When Health Advice Comes With No Waiting Room
Chatbots can provide clear advice for routine health questions, but their accuracy declines substantially for more urgent scenarios.
Read Time: 3 minutes
Published:
Most people know what it feels like to consult Dr. Google. You type in a symptom and end up with ten conflicting explanations, a few scary headlines, and a lot of uncertainty. Still, the habit persists because it meets a real need. People want access to answers between appointments. Search engines offer speed, but the results often arrive without clear boundaries between trustworthy guidance and noise. You get health answers fast, but not a clear next step.

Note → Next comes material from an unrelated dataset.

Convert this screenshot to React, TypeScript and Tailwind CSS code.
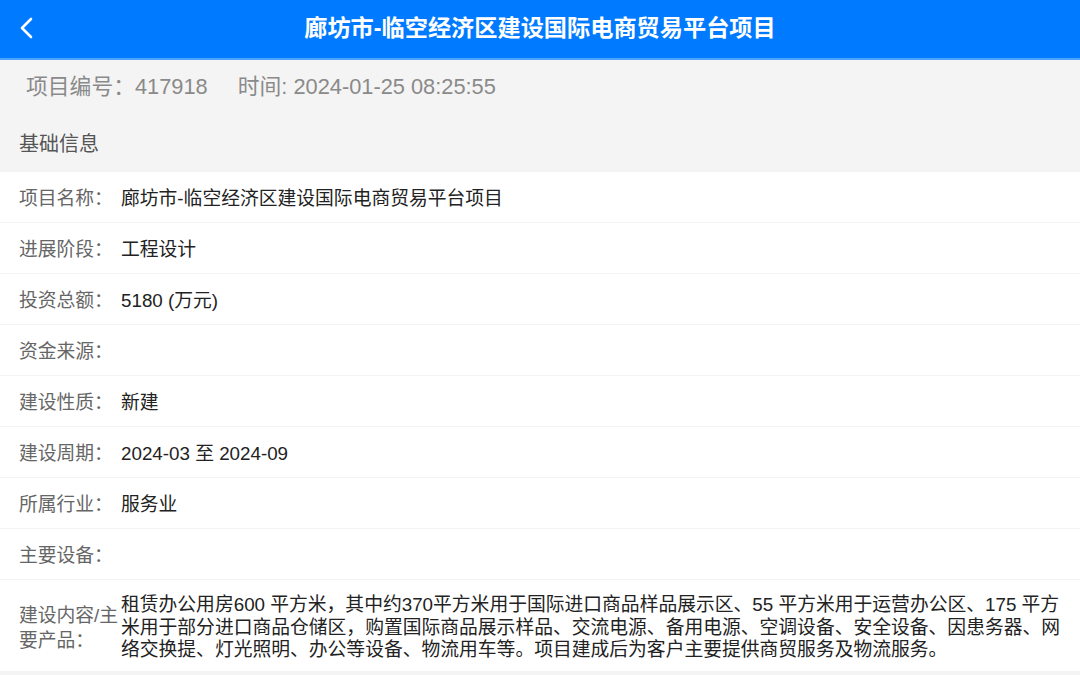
import React from 'react';

const rows: { label: string; value: string }[] = [
  { label: '项目名称：', value: '廊坊市-临空经济区建设国际电商贸易平台项目' },
  { label: '进展阶段：', value: '工程设计' },
  { label: '投资总额：', value: '5180 (万元)' },
  { label: '资金来源：', value: '' },
  { label: '建设性质：', value: '新建' },
  { label: '建设周期：', value: '2024-03 至 2024-09' },
  { label: '所属行业：', value: '服务业' },
  { label: '主要设备：', value: '' },
];

const content =
  '租赁办公用房600 平方米，其中约370平方米用于国际进口商品样品展示区、55 平方米用于运营办公区、175 平方米用于部分进口商品仓储区，购置国际商品展示样品、交流电源、备用电源、空调设备、安全设备、因患务器、网络交换提、灯光照明、办公等设备、物流用车等。项目建成后为客户主要提供商贸服务及物流服务。';

export default function App() {
  return (
    <div
      className="w-[1080px] h-[675px] overflow-hidden bg-[#f4f4f4]"
      style={{ fontFamily: '"Liberation Sans", "Noto Sans CJK SC", sans-serif' }}
    >
      {/* Header */}
      <div className="relative h-[60px] bg-[#007aff] border-b-2 border-[#4aa3ff] flex items-center justify-center">
        <button className="absolute left-[16px] top-[14px] text-white">
          <svg width="22" height="28" viewBox="0 0 22 28" fill="none">
            <path d="M15 5 L6 14 L15 23" stroke="white" strokeWidth="2.6" strokeLinecap="round" strokeLinejoin="round" />
          </svg>
        </button>
        <h1 className="text-white text-[23.2px] font-bold -mt-[1px]">
          廊坊市-临空经济区建设国际电商贸易平台项目
        </h1>
      </div>

      {/* Meta */}
      <div className="h-[55px] flex items-center pl-[26px] text-[21.8px] text-[#8a8a8a]">
        <span>项目编号：417918</span>
        <span className="ml-[30px]">时间: 2024-01-25 08:25:55</span>
      </div>

      {/* Section title */}
      <div className="h-[57px] flex items-center pl-[19px] text-[20px] text-[#555]">基础信息</div>

      {/* Rows */}
      <div className="flex flex-col gap-[1px]">
        {rows.map((r) => (
          <div key={r.label} className="h-[50px] pt-[5px] bg-white flex items-center text-[18.8px]">
            <span className="w-[121px] shrink-0 pl-[19px] text-[#666] whitespace-nowrap">{r.label}</span>
            <span className="text-[#222]">{r.value}</span>
          </div>
        ))}
        <div className="bg-white flex items-center pt-[14px] pb-[9px] text-[18.8px]">
          <span className="w-[121px] shrink-0 pl-[19px] text-[#666] leading-[25px] break-all">
            建设内容/主要产品：
          </span>
          <span className="flex-1 pr-[10px] text-[#222] leading-[22.5px]">{content}</span>
        </div>
      </div>
    </div>
  );
}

Where Google leaves people to sort through the noise, AI chatbots package an answer that sounds ready to trust. Instead of a pile of links, they deliver a single response that sounds organized and is tailored to you. This polish can read like valid medical advice, rather than synthesized information from a variety of sources, which may or may not be comprehensive or accurate. When over 16% of Americans use AI as a go-to source for medical information, the accuracy of its guidance becomes a patient safety issue, and in an emergency, the wrong advice can be life-threatening.
A study led by Ashwin Ramaswamy put ChatGPT Health, a specialized chatbot designed for medical questions, through a structured “stress test” using hypothetical patient scenarios written by clinicians across several areas of medicine. The cases ranged from routine colds and the flu to life-threatening emergencies. Researchers checked whether the chatbot gave the same level of care advice that expert clinicians said each patient needed, from staying home to going to the emergency department right away. The key takeaway was not a single accuracy score, but where the model broke down. It performed differently depending on how urgent the scenario was, as shown in the graphs below.

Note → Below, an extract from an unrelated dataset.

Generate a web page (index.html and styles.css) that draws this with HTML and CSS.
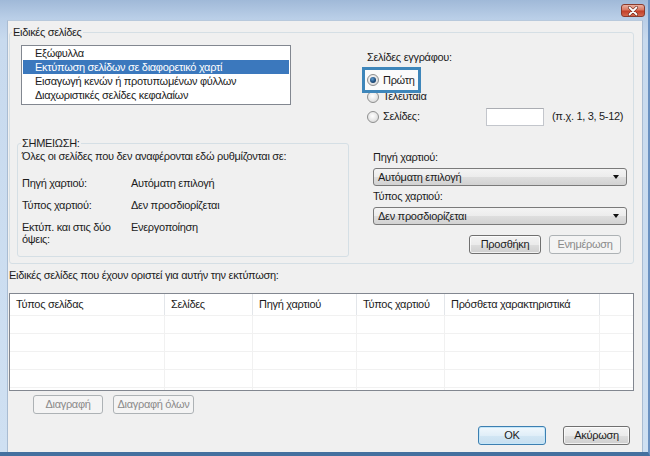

The chatbot performed best on middle-ground cases, with 93% accuracy for routine cases and 76.9% for urgent cases. For non-urgent cases, accuracy dropped to 35.2%, often suggesting unnecessary care. For true emergencies, accuracy dropped to 48.4%. Even worse, the chatbot under-triaged 51.6% of emergency scenarios, recommending slower care when emergency care was needed.
These findings matter because people already use chatbots when deciding whether a symptom can wait or needs immediate care. When access is limited or costly, a confident answer can become a shortcut, even when it is wrong. Under-triage can delay emergency care. Over-triage can send more people to clinics and emergency departments who do not need to be there.
Developers, health systems, regulators, and independent researchers need to treat consumer health chatbots like safety-critical tools, with pre-release testing and crisis safeguards that do not disappear with added details. If the advice can change a patient’s next step, the system should meet safety standards before it reaches the public.